Your answer should be a single number: the count of lines that hold the word "full".

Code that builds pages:

★ ★ ★ ★

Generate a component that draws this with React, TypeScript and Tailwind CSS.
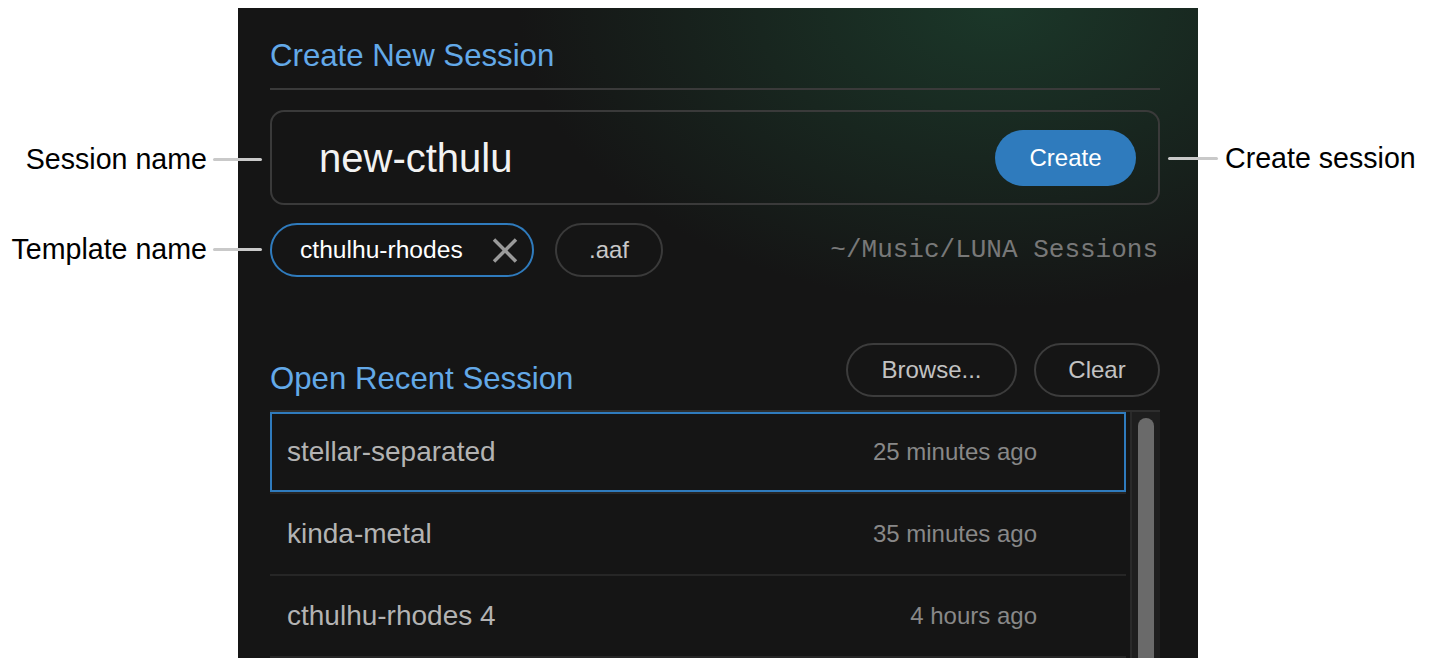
import React from "react";

interface SessionRow {
  name: string;
  when: string;
  selected?: boolean;
}

const recent: SessionRow[] = [
  { name: "stellar-separated", when: "25 minutes ago", selected: true },
  { name: "kinda-metal", when: "35 minutes ago" },
  { name: "cthulhu-rhodes 4", when: "4 hours ago" },
];

const Callout: React.FC<{ label: string; side: "left" | "right" }> = ({ label, side }) => (
  <div className="flex h-[34px] items-center">
    {side === "right" && <div className="mr-[7px] h-[3px] w-[50px] rounded-full bg-[#c9c9c9]" />}
    <span className="text-[28.6px] leading-none text-black whitespace-nowrap">{label}</span>
    {side === "left" && <div className="ml-[6px] h-[3px] w-[49px] rounded-full bg-[#c9c9c9]" />}
  </div>
);

const App: React.FC = () => {
  return (
    <div className="flex h-[668px] w-[1442px] overflow-hidden bg-white font-['Liberation_Sans',Arial,sans-serif]">
      {/* left callouts */}
      <div className="relative z-10 flex w-[262px] shrink-0 flex-col items-end pt-[142px]">
        <Callout label="Session name" side="left" />
        <div className="mt-[56px]">
          <Callout label="Template name" side="left" />
        </div>
      </div>

      {/* panel */}
      <div className="-ml-[24px] mt-[8px] h-[650px] w-[960px] shrink-0 overflow-hidden bg-[#151515] bg-[radial-gradient(ellipse_480px_300px_at_760px_0px,#1b3729_0%,#151515_100%)] pl-[32px] pr-[38px] pt-[30px]">
        <h2 className="h-[36px] text-[31.2px] leading-[36px] text-[#63a9e8]">Create New Session</h2>
        <div className="mt-[14px] h-[2px] bg-[#3a3a3a]" />

        <div className="mt-[20px] flex h-[95px] items-center justify-between rounded-[14px] border-2 border-[#3a3a3a] pl-[47px] pr-[22px]">
          <span className="text-[40px] leading-none text-[#f2f2f2]">new-cthulu</span>
          <button className="flex h-[56px] w-[141px] items-center justify-center rounded-full bg-[#2f7bbd] text-[24px] text-white">
            Create
          </button>
        </div>

        <div className="mt-[18px] flex h-[54px] items-center">
          <div className="flex h-[54px] w-[264px] items-center rounded-full border-2 border-[#2f7bbd] pl-[28px] pr-[14px]">
            <span className="text-[24.6px] leading-none text-white">cthulhu-rhodes</span>
            <svg className="ml-auto" width="26" height="25" viewBox="0 0 26 25" fill="none">
              <path d="M2 1.5 L24 23.5 M24 1.5 L2 23.5" stroke="#9a9a9a" strokeWidth="3.5" />
            </svg>
          </div>
          <div className="ml-[21px] flex h-[54px] w-[108px] items-center justify-center rounded-full border-2 border-[#3a3a3a] text-[24px] text-[#c8c8c8]">
            .aaf
          </div>
          <span className="ml-auto pr-[2px] font-['Liberation_Mono',monospace] text-[26px] leading-none text-[#787878]">
            ~/Music/LUNA Sessions
          </span>
        </div>

        <div className="mt-[66px] flex h-[54px] items-end">
          <h2 className="h-[36px] text-[31.2px] leading-[36px] text-[#63a9e8]">Open Recent Session</h2>
          <div className="ml-auto flex gap-[17px]">
            <button className="h-[54px] w-[171px] rounded-full border-2 border-[#3c3c3c] text-[24px] text-[#c2c2c2]">
              Browse...
            </button>
            <button className="h-[54px] w-[126px] rounded-full border-2 border-[#3c3c3c] text-[24px] text-[#c2c2c2]">
              Clear
            </button>
          </div>
        </div>

        <div className="mt-[13px] flex border-t-2 border-[#2e2e2e]">
          <div className="flex w-[856px] flex-col">
            {recent.map((row, i) => (
              <div key={i} className="h-[82px] shrink-0 border-b-2 border-[#262626]">
                <div
                  className={
                    row.selected
                      ? "flex h-[80px] items-center border-2 border-[#2f7bbd] pl-[15px] pr-[87px]"
                      : "flex h-[80px] items-center pl-[17px] pr-[89px]"
                  }
                >
                  <span className="text-[28px] leading-none text-[#b3b3b3]">{row.name}</span>
                  <span className="ml-auto text-[24px] leading-none text-[#888888]">{row.when}</span>
                </div>
              </div>
            ))}
          </div>
          <div className="ml-[4px] flex w-[30px] justify-center border-l-2 border-[#2a2a2a] bg-[#1e1e1e] pt-[6px]">
            <div className="h-[400px] w-[16px] rounded-full bg-[#6a6a6a]" />
          </div>
        </div>
      </div>

      {/* right callout */}
      <div className="relative z-10 -ml-[30px] pt-[141px]">
        <Callout label="Create session" side="right" />
      </div>
    </div>
  );
};

export default App;
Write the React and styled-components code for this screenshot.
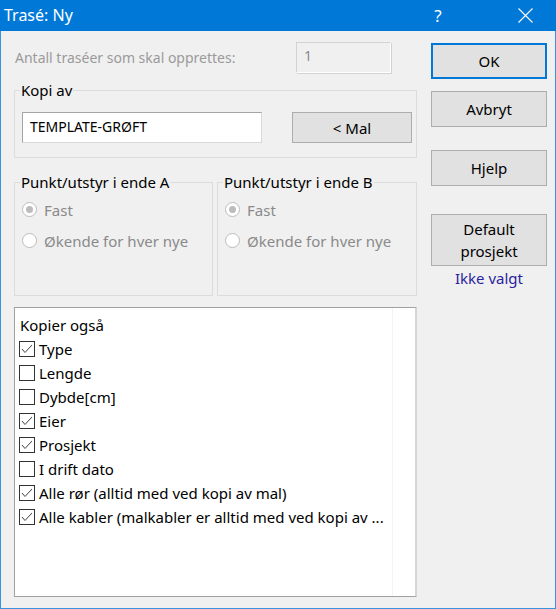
import React from 'react'
import styled, { createGlobalStyle } from 'styled-components'

const GlobalStyle = createGlobalStyle`
  html, body {
    margin: 0;
    padding: 0;
    background: #f0f0f0;
  }
  body {
    font-family: "Noto Sans", "Open Sans", sans-serif;
  }
`

const Window = styled.div`
  width: 556px;
  height: 609px;
  box-sizing: border-box;
  display: flex;
  flex-direction: column;
  background: #f0f0f0;
  border: 1px solid #3a93dc;
  border-top: none;
  font-size: 15px;
  color: #000;
`

const TitleBar = styled.div`
  height: 31px;
  flex: none;
  margin: 0 -1px;
  display: flex;
  align-items: center;
  background: #0078d7;
  color: #fff;
  padding-left: 4px;
`

const Title = styled.div`
  flex: 1;
  font-size: 16px;
  line-height: 31px;
`

const TitleButton = styled.div`
  width: 46px;
  height: 31px;
  display: flex;
  align-items: center;
  justify-content: center;
  font-size: 17px;
  margin-right: ${p => p.$gap || 0}px;
`

const Body = styled.div`
  flex: 1;
  display: flex;
  gap: 14px;
  padding: 11px 9px 11px 13px;
  min-height: 0;
`

const LeftCol = styled.div`
  width: 403px;
  display: flex;
  flex-direction: column;
`

const RightCol = styled.div`
  width: 116px;
  display: flex;
  flex-direction: column;
  padding-top: 1px;
`

const CountRow = styled.div`
  height: 31px;
  display: flex;
  align-items: center;
`

const DimLabel = styled.div`
  flex: 1;
  color: #9a9a9a;
  font-size: 14px;
  padding-left: 1px;
`

const DisabledInput = styled.div`
  width: 95px;
  height: 31px;
  box-sizing: border-box;
  margin-right: 26px;
  border: 1px solid #d2d2d2;
  border-right-color: #fff;
  border-bottom-color: #fff;
  box-shadow: 1px 1px 0 #d2d2d2;
  padding: 3px 0 0 7px;
  color: #8a8a8a;
  font-size: 14px;
`

const Group = styled.fieldset`
  margin: ${p => p.$top || 0}px 0 0;
  border: 1px solid #dcdcdc;
  padding: ${p => p.$pad};
  min-width: 0;
`

const Legend = styled.legend`
  padding: 0 1px;
  margin-left: -2px;
  line-height: 16px;
`

const KopiRow = styled.div`
  display: flex;
  align-items: center;
  justify-content: space-between;
`

const TextInput = styled.div`
  width: 240px;
  height: 31px;
  box-sizing: border-box;
  background: #fff;
  border: 1px solid #a5a5a5;
  border-right-color: #d8d8d8;
  border-bottom-color: #d8d8d8;
  padding: 4px 0 0 7px;
  font-size: 14px;
`

const Button = styled.div`
  width: ${p => p.$w || 116}px;
  height: ${p => p.$h || 36}px;
  box-sizing: border-box;
  margin-top: ${p => p.$top || 0}px;
  background: #e1e1e1;
  border: 1px solid ${p => (p.$default ? '#0078d7' : '#adadad')};
  box-shadow: ${p => (p.$default ? 'inset 0 0 0 1px #0078d7' : 'none')};
  display: flex;
  align-items: center;
  justify-content: center;
  text-align: center;
  line-height: 22px;
`

const GroupRow = styled.div`
  display: grid;
  grid-template-columns: 199px 200px;
  gap: 4px;
  margin-top: 16px;
`

const RadioRow = styled.div`
  height: 31px;
  display: flex;
  align-items: center;
  gap: 7px;
  color: #8a8a8a;
`

const RadioCircle = styled.span`
  width: 15px;
  height: 15px;
  box-sizing: border-box;
  border-radius: 50%;
  border: 1px solid #bcbcbc;
  background: #fff;
  display: flex;
  align-items: center;
  justify-content: center;
  &::after {
    content: '';
    width: 7px;
    height: 7px;
    border-radius: 50%;
    background: ${p => (p.$on ? '#bcbcbc' : 'transparent')};
  }
`

const ListBox = styled.div`
  flex: 1;
  margin-top: 11px;
  background: #fff;
  border: 1px solid #a0a0a0;
  border-right: 2px solid #d6d6d6;
  display: flex;
`

const ListInner = styled.div`
  width: 377px;
  border-right: 1px solid #f3f3f3;
  padding-top: 5px;
`

const ListHeader = styled.div`
  height: 24px;
  line-height: 24px;
  padding-left: 5px;
`

const CheckRow = styled.div`
  height: 24px;
  display: flex;
  align-items: center;
  gap: 4px;
  padding-left: 4px;
  white-space: nowrap;
`

const Box = styled.span`
  width: 16px;
  height: 16px;
  box-sizing: border-box;
  border: 1px solid #333;
  background: #fff;
  display: flex;
  align-items: center;
  justify-content: center;
`

const Note = styled.div`
  margin-top: 2px;
  text-align: center;
  color: #2b1fa0;
  line-height: 20px;
`

function Check({ on }) {
  return (
    <Box>
      {on && (
        <svg width="14" height="14" viewBox="0 0 14 14">
          <polyline points="2,7 5,10.5 12,3" fill="none" stroke="#444" strokeWidth="1" />
        </svg>
      )}
    </Box>
  )
}

const items = [
  { label: 'Type', on: true },
  { label: 'Lengde', on: false },
  { label: 'Dybde[cm]', on: false },
  { label: 'Eier', on: true },
  { label: 'Prosjekt', on: true },
  { label: 'I drift dato', on: false },
  { label: 'Alle rør (alltid med ved kopi av mal)', on: true },
  { label: 'Alle kabler (malkabler er alltid med ved kopi av ...', on: true },
]

function EndGroup({ title }) {
  return (
    <Group $pad="4px 0 39px 7px">
      <Legend>{title}</Legend>
      <RadioRow>
        <RadioCircle $on />
        Fast
      </RadioRow>
      <RadioRow>
        <RadioCircle />
        Økende for hver nye
      </RadioRow>
    </Group>
  )
}

export default function App() {
  return (
    <>
      <GlobalStyle />
      <Window>
        <TitleBar>
          <Title>Trasé: Ny</Title>
          <TitleButton $gap={41}>?</TitleButton>
          <TitleButton $gap={8}>
            <svg width="15" height="15" viewBox="0 0 15 15">
              <path d="M0.5 0.5 L14.5 14.5 M14.5 0.5 L0.5 14.5" stroke="#fff" strokeWidth="1.1" />
            </svg>
          </TitleButton>
        </TitleBar>
        <Body>
          <LeftCol>
            <CountRow>
              <DimLabel>Antall traséer som skal opprettes:</DimLabel>
              <DisabledInput>1</DisabledInput>
            </CountRow>
            <Group $top={9} $pad="14px 4px 14px 7px">
              <Legend>Kopi av</Legend>
              <KopiRow>
                <TextInput>TEMPLATE-GRØFT</TextInput>
                <Button $w={120} $h={31}>&lt; Mal</Button>
              </KopiRow>
            </Group>
            <GroupRow>
              <EndGroup title="Punkt/utstyr i ende A" />
              <EndGroup title="Punkt/utstyr i ende B" />
            </GroupRow>
            <ListBox>
              <ListInner>
                <ListHeader>Kopier også</ListHeader>
                {items.map(item => (
                  <CheckRow key={item.label}>
                    <Check on={item.on} />
                    {item.label}
                  </CheckRow>
                ))}
              </ListInner>
            </ListBox>
          </LeftCol>
          <RightCol>
            <Button $default>OK</Button>
            <Button $top={12}>Avbryt</Button>
            <Button $top={23}>Hjelp</Button>
            <Button $top={28} $h={52}>Default<br />prosjekt</Button>
            <Note>Ikke valgt</Note>
          </RightCol>
        </Body>
      </Window>
    </>
  )
}
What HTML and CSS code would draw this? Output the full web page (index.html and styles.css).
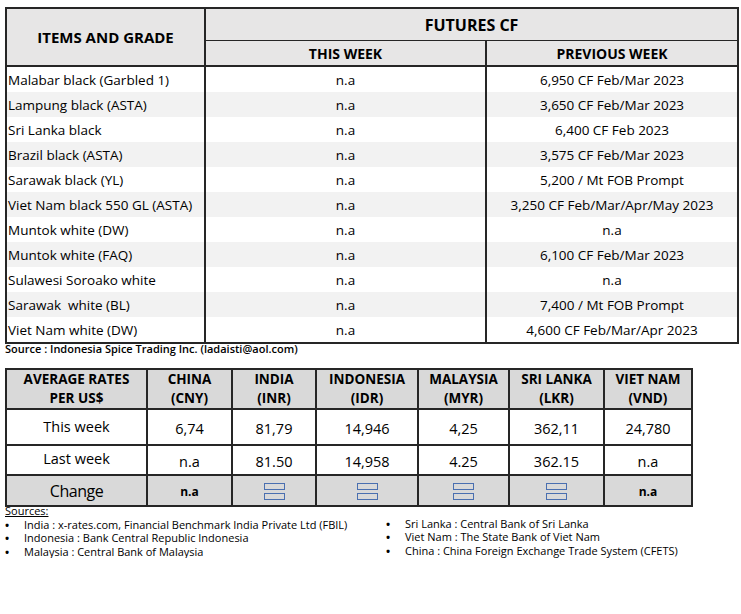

★ ★ ★ ★

--- Result of this task ---
9